Like the others, Hulu offers a free trial week. And it’s running a promotion today; the ad-supported tier is $5.99 a month for one year, as opposed to the usual $7.99.

Premium streaming

Premium networks like HBO, Showtime, and Starz also have limited horror-movie libraries that are accessible through free trials on the streaming services. Their selections are pretty random, but if you’re on the hunt for a specific movie, they’re worth checking out.


HBO Now offers a free one-month trial for its streaming service, HBO Now, which normally costs $14.99 per month. It has Poltergeist, 28 Days Later, Jeepers Creepers, Joy Ride, Wes Craven’s Dracula 2000, and a dozen or so others, including Snakes on a Plane.


Showtime similarly has a 30-day free trial for its web platform, which is slightly cheaper than HBO Now at $10.99 per month. Its horror catalog contains Saw, Saw II, the original, restored Texas Chain Saw Massacre and other titles like Hannibal and The Descent.


Starz’s $8.99-a-month standalone streaming platform, which comes with a 7-day free trial, has a mix of classic and modern horror cinema like Dracula, The Evil Dead, Silent Hill30 Days of Night, The Exorcism of Emily Rose, Teeth, Child’s Play, and I Know What You Did Last Summer, as well as the original series Ash vs Evil Dead.

Amazon Prime Video

Last, but not least, we have Amazon Prime Video. Okay, so, it’s not technically free. But it has 1,700 horror movies—nearly 90% of which are free to stream with Amazon’s $99-a-year Prime membership, including Saw, Halloween, Scream, Carrie, Rosemary’s Baby, Night of the Living Dead, and Interview with a Vampire. 
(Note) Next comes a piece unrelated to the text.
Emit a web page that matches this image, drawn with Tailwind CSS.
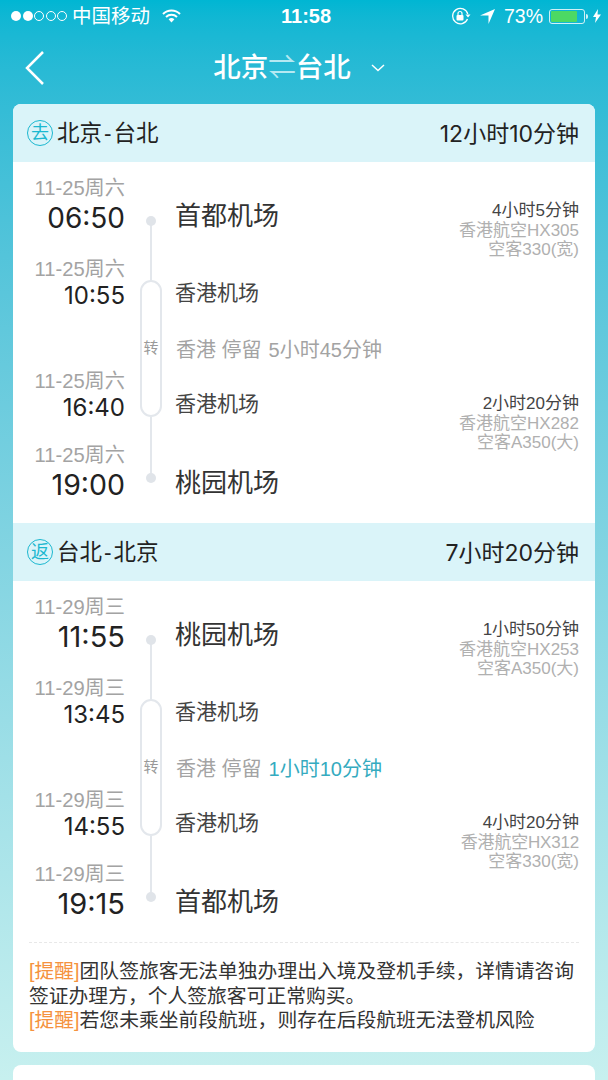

Non-Prime members can also attempt to get their horror fixes from the 50 or so films that are available on Prime Video for free, with ads, including something called Stripperland (I guess that’s a horror movie?) and All God’s Creatures, which was one of the highest-rated of the bunch, with four stars.

If you have your heart set on a classic like The Exorcist, or more modern horror blockbusters like Nightmare on Elm Street, The Ring, Paranormal Activity, or Cabin in the Woods, you can rent or buy the digital copies for a few bucks each on Amazon or Google Play.